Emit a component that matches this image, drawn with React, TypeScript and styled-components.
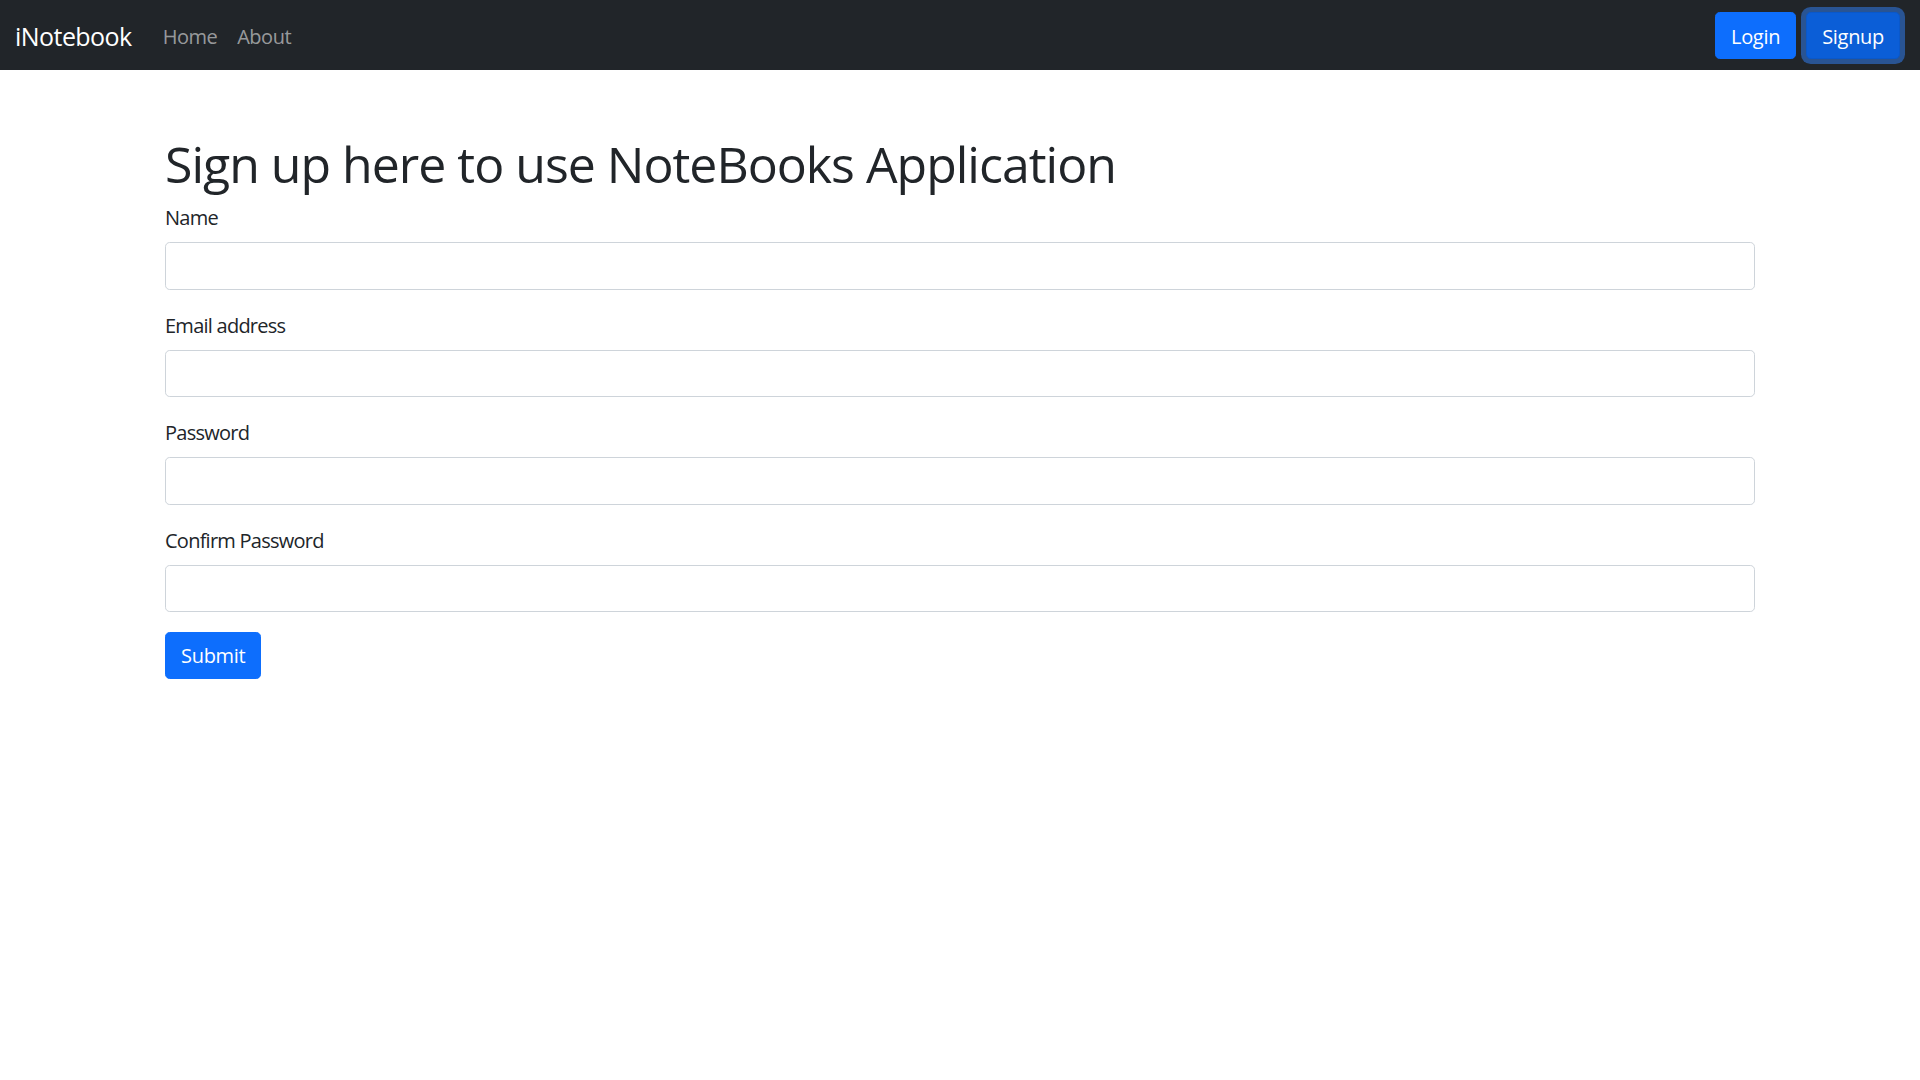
import React from "react";
import styled, { createGlobalStyle } from "styled-components";

const GlobalStyle = createGlobalStyle`
  *, *::before, *::after { box-sizing: border-box; }
  html, body { margin: 0; padding: 0; background: #fff; }
  body {
    font-family: "Open Sans", "Noto Sans", "Liberation Sans", sans-serif;
    font-size: 20px;
    line-height: 1.5;
    color: #212529;
  }
`;

const NavBar = styled.nav`
  height: 70px;
  background: #212529;
  display: flex;
  align-items: center;
  justify-content: space-between;
  padding: 0 15px;
`;

const NavLeft = styled.div`
  display: flex;
  align-items: center;
  padding-top: 4px;
`;

const Brand = styled.a`
  color: #fff;
  font-size: 25px;
  line-height: 1.5;
  text-decoration: none;
  margin-right: 21px;
  letter-spacing: -0.55px;
`;

const NavLinks = styled.ul`
  display: flex;
  list-style: none;
  margin: 0;
  padding: 0;
`;

const NavLink = styled.a`
  display: block;
  color: rgba(255, 255, 255, 0.55);
  text-decoration: none;
  font-size: 20px;
  padding: 10px 10px;
  letter-spacing: -0.5px;
`;

const NavRight = styled.div`
  display: flex;
  align-items: center;
`;

const Button = styled.button<{ $active?: boolean }>`
  font-family: inherit;
  font-size: 20px;
  line-height: 1.5;
  color: #fff;
  background: ${(p) => (p.$active ? "#0b5ed7" : "#0d6efd")};
  border: 1.25px solid ${(p) => (p.$active ? "#0a58ca" : "#0d6efd")};
  border-radius: 4.7px;
  padding: 9.5px 15px 5.5px;
  margin: 0 5px;
  letter-spacing: -0.3px;
  box-shadow: ${(p) => (p.$active ? "0 0 0 5px rgba(49, 132, 253, 0.5)" : "none")};
  cursor: pointer;
`;

const SubmitButton = styled(Button)`
  margin: 0;
  padding: 8px 15px 7px;
`;

const Container = styled.main`
  max-width: 1620px;
  margin: 0 auto;
  padding: 0 15px;
`;

const Heading = styled.h1`
  font-size: 50px;
  font-weight: 400;
  line-height: 1.2;
  margin: 64px 0 8px;
  letter-spacing: -1px;
`;

const Field = styled.div`
  margin-bottom: 20px;
`;

const Label = styled.label`
  display: block;
  font-size: 20px;
  line-height: 30px;
  padding-top: 1px;
  margin-bottom: 9px;
  letter-spacing: -0.75px;
`;

const Input = styled.input`
  display: block;
  width: 100%;
  height: 47.5px;
  font-family: inherit;
  font-size: 20px;
  padding: 7.5px 15px;
  border: 1.25px solid #ced4da;
  border-radius: 4.7px;
  background: #fff;
  color: #212529;
  outline: none;
`;

const fields = [
  { id: "name", label: "Name", type: "text" },
  { id: "email", label: "Email address", type: "email" },
  { id: "password", label: "Password", type: "password" },
  { id: "cpassword", label: "Confirm Password", type: "password" },
];

export default function App() {
  return (
    <>
      <GlobalStyle />
      <NavBar>
        <NavLeft>
          <Brand href="#">iNotebook</Brand>
          <NavLinks>
            <li><NavLink href="#">Home</NavLink></li>
            <li><NavLink href="#">About</NavLink></li>
          </NavLinks>
        </NavLeft>
        <NavRight>
          <Button>Login</Button>
          <Button $active>Signup</Button>
        </NavRight>
      </NavBar>
      <Container>
        <Heading>Sign up here to use NoteBooks Application</Heading>
        <form onSubmit={(e) => e.preventDefault()}>
          {fields.map((f) => (
            <Field key={f.id}>
              <Label htmlFor={f.id}>{f.label}</Label>
              <Input id={f.id} name={f.id} type={f.type} />
            </Field>
          ))}
          <SubmitButton type="submit">Submit</SubmitButton>
        </form>
      </Container>
    </>
  );
}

******

> [WHAT IS REQUIRED]: Omit every picture, then reproduce the rest of the listing exactly.

> [CORRECT RESPONSE]:
Emit a component that matches this image, drawn with React, TypeScript and styled-components.
import React from "react";
import styled, { createGlobalStyle } from "styled-components";

const GlobalStyle = createGlobalStyle`
  *, *::before, *::after { box-sizing: border-box; }
  html, body { margin: 0; padding: 0; background: #fff; }
  body {
    font-family: "Open Sans", "Noto Sans", "Liberation Sans", sans-serif;
    font-size: 20px;
    line-height: 1.5;
    color: #212529;
  }
`;

const NavBar = styled.nav`
  height: 70px;
  background: #212529;
  display: flex;
  align-items: center;
  justify-content: space-between;
  padding: 0 15px;
`;

const NavLeft = styled.div`
  display: flex;
  align-items: center;
  padding-top: 4px;
`;

const Brand = styled.a`
  color: #fff;
  font-size: 25px;
  line-height: 1.5;
  text-decoration: none;
  margin-right: 21px;
  letter-spacing: -0.55px;
`;

const NavLinks = styled.ul`
  display: flex;
  list-style: none;
  margin: 0;
  padding: 0;
`;

const NavLink = styled.a`
  display: block;
  color: rgba(255, 255, 255, 0.55);
  text-decoration: none;
  font-size: 20px;
  padding: 10px 10px;
  letter-spacing: -0.5px;
`;

const NavRight = styled.div`
  display: flex;
  align-items: center;
`;

const Button = styled.button<{ $active?: boolean }>`
  font-family: inherit;
  font-size: 20px;
  line-height: 1.5;
  color: #fff;
  background: ${(p) => (p.$active ? "#0b5ed7" : "#0d6efd")};
  border: 1.25px solid ${(p) => (p.$active ? "#0a58ca" : "#0d6efd")};
  border-radius: 4.7px;
  padding: 9.5px 15px 5.5px;
  margin: 0 5px;
  letter-spacing: -0.3px;
  box-shadow: ${(p) => (p.$active ? "0 0 0 5px rgba(49, 132, 253, 0.5)" : "none")};
  cursor: pointer;
`;

const SubmitButton = styled(Button)`
  margin: 0;
  padding: 8px 15px 7px;
`;

const Container = styled.main`
  max-width: 1620px;
  margin: 0 auto;
  padding: 0 15px;
`;

const Heading = styled.h1`
  font-size: 50px;
  font-weight: 400;
  line-height: 1.2;
  margin: 64px 0 8px;
  letter-spacing: -1px;
`;

const Field = styled.div`
  margin-bottom: 20px;
`;

const Label = styled.label`
  display: block;
  font-size: 20px;
  line-height: 30px;
  padding-top: 1px;
  margin-bottom: 9px;
  letter-spacing: -0.75px;
`;

const Input = styled.input`
  display: block;
  width: 100%;
  height: 47.5px;
  font-family: inherit;
  font-size: 20px;
  padding: 7.5px 15px;
  border: 1.25px solid #ced4da;
  border-radius: 4.7px;
  background: #fff;
  color: #212529;
  outline: none;
`;

const fields = [
  { id: "name", label: "Name", type: "text" },
  { id: "email", label: "Email address", type: "email" },
  { id: "password", label: "Password", type: "password" },
  { id: "cpassword", label: "Confirm Password", type: "password" },
];

export default function App() {
  return (
    <>
      <GlobalStyle />
      <NavBar>
        <NavLeft>
          <Brand href="#">iNotebook</Brand>
          <NavLinks>
            <li><NavLink href="#">Home</NavLink></li>
            <li><NavLink href="#">About</NavLink></li>
          </NavLinks>
        </NavLeft>
        <NavRight>
          <Button>Login</Button>
          <Button $active>Signup</Button>
        </NavRight>
      </NavBar>
      <Container>
        <Heading>Sign up here to use NoteBooks Application</Heading>
        <form onSubmit={(e) => e.preventDefault()}>
          {fields.map((f) => (
            <Field key={f.id}>
              <Label htmlFor={f.id}>{f.label}</Label>
              <Input id={f.id} name={f.id} type={f.type} />
            </Field>
          ))}
          <SubmitButton type="submit">Submit</SubmitButton>
        </form>
      </Container>
    </>
  );
}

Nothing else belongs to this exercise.